Assim, vê-se, POR ÓBVIO, que o ciclista atleta não pode usar a ciclovia na forma em que hoje ela existe, a saber, cheia de obstáculos e interrupções. E então? Eu, ciclista atleta, ao usar o bordo da pista de rolamento estarei errado, comentendo uma infração administrativa? Caso a resposta seja positiva, como pretende o Cel. Studart, eu ficarei tolhido de praticar meu treinamento. Entretanto, o próprio art. 58 do CTB, ao mencionar as condicionantes para uso do bordo da pista de rolamento, diz: "(...) quando não houver ciclovia, ciclofaixa, ou acostamento, ou quando não for possível a utilização destes (...)".
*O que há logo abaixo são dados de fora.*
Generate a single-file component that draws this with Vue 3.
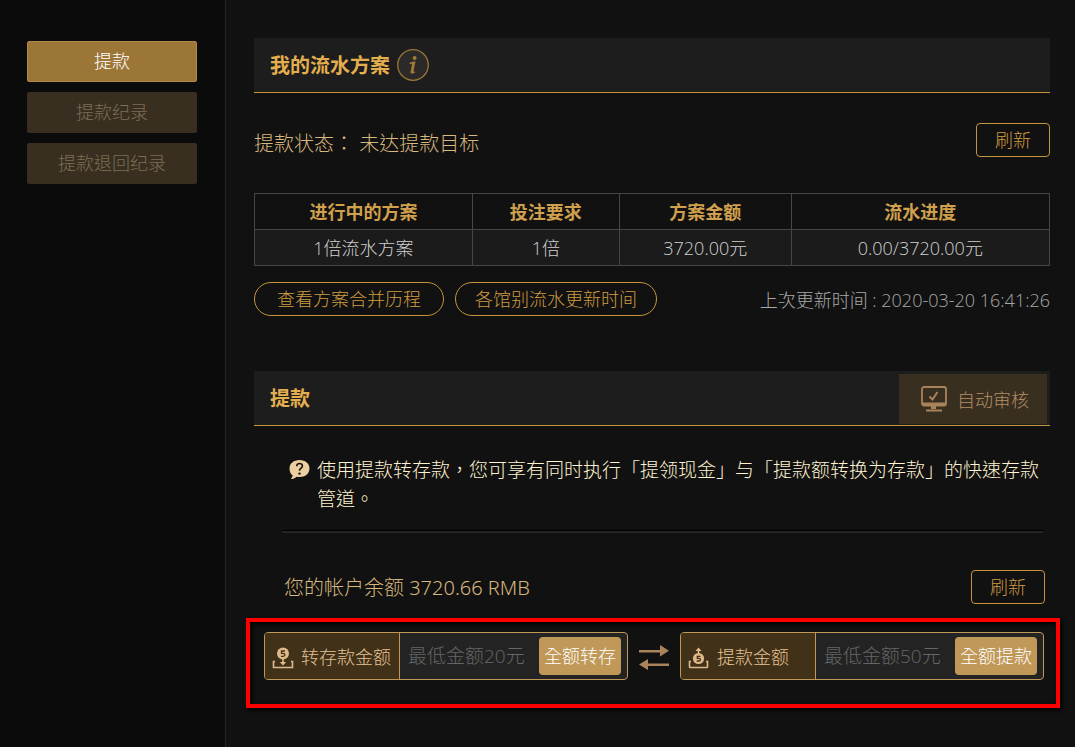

Ora, é claro que, para o ciclista atleta, NÃO É POSSÍVEL A UTILIZAÇÃO DA CICLOVIA existente hoje na Av. Washington Soares e CE-040. Assim, consequentemente, abre-se a possibilidade de trafegar no bordo da pista de rolamento. TUDO PERFEITAMENTE EM CONSONÂNCIA COM O ORDENAMENTO JURÍDICO.

Destarte, NÃO... não estão comentendo infração administrativa os ciclistas atletas, EM TREINAMENTO (é bom que seja reforçado), que estejam trafegando no bordo da pista de rolamento da CE-040.

É, na minha humilde visão, a melhor e mais justa interpretação da norma.

Não podemos fazer uma interpretação que restrinja o direito de um grupo, no caso, os ciclistas. Nós só queremos segurança, frente as barbaridades que motoristas alccolizados vem praticando diuturnamente. Não se pretende ser melhor ou pior do que os outros interesses. Só pretendemos receber o que nos é de direito. Queremos praticar nossos treinos com a segurança que se espera do Estado. É sabido de todo o problema social e cultural vivenciado. Mas é exatamente neste contexto que o Estado, na sua posição de mais forte, e em nome do interesse público, deve agir.

Eis o meu pensamento, salvo melhor juízo!